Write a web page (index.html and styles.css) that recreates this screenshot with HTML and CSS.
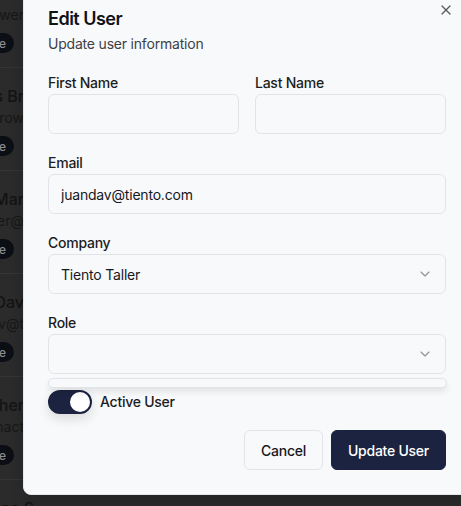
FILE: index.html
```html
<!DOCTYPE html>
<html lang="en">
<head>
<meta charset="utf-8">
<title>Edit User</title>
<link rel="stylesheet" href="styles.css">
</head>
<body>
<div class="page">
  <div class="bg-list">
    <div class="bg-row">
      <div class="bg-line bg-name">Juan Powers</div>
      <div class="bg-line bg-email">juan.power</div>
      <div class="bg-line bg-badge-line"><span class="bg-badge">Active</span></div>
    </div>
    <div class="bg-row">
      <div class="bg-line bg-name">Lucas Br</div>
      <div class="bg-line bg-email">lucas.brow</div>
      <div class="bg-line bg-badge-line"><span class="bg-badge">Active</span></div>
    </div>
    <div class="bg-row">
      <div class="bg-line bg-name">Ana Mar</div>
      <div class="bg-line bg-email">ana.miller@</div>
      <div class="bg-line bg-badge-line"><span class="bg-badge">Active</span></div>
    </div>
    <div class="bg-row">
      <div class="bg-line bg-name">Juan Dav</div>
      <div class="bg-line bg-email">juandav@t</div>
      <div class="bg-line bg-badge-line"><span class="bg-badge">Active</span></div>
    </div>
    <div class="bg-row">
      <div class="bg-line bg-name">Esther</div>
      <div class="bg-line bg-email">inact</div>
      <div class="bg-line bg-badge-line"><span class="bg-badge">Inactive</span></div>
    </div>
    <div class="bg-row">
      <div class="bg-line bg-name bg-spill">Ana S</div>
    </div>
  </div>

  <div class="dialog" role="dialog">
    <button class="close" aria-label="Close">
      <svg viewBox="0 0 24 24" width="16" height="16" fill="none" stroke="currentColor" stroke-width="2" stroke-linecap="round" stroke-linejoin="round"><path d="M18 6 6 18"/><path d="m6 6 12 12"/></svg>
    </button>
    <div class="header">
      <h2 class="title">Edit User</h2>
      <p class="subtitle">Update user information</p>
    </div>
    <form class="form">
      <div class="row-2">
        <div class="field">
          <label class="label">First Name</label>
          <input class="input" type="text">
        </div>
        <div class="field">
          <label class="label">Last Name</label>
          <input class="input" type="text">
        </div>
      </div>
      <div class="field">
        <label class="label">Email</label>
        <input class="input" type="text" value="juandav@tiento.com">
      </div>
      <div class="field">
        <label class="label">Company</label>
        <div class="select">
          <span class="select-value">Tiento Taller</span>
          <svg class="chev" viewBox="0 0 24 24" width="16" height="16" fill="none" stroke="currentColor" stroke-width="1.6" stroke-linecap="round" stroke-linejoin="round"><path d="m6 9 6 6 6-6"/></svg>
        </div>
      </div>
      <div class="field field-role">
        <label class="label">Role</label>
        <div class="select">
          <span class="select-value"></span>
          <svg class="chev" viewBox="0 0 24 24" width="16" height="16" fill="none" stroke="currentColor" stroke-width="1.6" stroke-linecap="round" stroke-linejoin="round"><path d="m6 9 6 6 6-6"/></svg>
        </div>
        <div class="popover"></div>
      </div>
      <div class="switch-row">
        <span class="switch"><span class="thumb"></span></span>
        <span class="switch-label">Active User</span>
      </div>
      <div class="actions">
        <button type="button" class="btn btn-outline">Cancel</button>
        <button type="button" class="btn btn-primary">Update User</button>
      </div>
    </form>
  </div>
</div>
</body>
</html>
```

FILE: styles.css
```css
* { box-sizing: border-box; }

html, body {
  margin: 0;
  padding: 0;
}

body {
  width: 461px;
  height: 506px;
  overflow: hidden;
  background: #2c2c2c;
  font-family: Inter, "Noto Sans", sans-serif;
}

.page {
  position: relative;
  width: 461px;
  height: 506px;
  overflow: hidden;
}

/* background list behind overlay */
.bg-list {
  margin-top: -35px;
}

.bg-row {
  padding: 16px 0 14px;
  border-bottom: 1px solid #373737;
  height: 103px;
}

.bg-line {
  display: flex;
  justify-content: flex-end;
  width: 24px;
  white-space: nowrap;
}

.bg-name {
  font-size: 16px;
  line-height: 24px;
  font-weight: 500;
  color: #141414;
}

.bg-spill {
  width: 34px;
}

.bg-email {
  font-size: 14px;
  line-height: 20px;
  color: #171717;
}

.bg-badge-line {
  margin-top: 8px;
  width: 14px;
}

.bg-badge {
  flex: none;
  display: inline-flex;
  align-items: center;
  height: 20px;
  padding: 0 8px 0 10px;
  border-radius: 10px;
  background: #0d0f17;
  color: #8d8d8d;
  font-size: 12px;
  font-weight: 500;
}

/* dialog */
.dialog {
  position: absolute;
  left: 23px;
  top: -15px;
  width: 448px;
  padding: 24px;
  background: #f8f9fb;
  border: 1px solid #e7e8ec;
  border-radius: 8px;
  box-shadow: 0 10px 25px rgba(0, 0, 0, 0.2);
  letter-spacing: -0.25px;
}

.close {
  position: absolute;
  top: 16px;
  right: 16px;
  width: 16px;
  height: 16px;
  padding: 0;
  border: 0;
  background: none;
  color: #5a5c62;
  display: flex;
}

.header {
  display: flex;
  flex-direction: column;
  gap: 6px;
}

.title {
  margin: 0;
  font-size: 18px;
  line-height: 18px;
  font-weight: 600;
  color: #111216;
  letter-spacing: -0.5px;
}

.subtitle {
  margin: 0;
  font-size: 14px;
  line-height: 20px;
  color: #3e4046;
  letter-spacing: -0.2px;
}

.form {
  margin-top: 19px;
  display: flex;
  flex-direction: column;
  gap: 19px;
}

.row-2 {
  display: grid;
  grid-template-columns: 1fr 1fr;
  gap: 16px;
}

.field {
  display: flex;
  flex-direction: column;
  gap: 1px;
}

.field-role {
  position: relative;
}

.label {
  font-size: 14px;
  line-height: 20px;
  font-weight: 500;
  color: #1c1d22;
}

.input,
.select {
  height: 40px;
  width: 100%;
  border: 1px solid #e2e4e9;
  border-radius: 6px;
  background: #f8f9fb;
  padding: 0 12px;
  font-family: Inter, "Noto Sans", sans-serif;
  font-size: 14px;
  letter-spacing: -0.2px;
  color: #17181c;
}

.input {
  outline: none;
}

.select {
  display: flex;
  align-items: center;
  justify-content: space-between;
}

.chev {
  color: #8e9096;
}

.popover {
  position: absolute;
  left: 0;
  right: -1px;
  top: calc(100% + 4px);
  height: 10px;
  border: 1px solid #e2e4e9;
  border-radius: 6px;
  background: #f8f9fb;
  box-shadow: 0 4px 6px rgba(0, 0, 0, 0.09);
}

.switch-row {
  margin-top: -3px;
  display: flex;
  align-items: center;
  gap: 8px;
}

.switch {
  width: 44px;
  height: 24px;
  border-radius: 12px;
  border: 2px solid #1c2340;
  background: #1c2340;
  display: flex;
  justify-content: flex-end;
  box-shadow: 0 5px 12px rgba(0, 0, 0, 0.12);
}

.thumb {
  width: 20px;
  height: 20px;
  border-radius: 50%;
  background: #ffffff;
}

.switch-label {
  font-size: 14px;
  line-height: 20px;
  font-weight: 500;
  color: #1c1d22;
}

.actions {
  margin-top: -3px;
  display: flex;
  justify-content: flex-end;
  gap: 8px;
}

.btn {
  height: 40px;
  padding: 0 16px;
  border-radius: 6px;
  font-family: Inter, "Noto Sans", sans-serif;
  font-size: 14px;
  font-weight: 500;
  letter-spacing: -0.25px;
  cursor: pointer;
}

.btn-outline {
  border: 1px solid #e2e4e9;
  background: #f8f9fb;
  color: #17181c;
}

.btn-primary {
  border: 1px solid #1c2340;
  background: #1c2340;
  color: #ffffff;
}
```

## What the task asks
Where a line in the material above holds "page", copy that line.

## Exercise response
Write a web page (index.html and styles.css) that recreates this screenshot with HTML and CSS.
<div class="page">
.page {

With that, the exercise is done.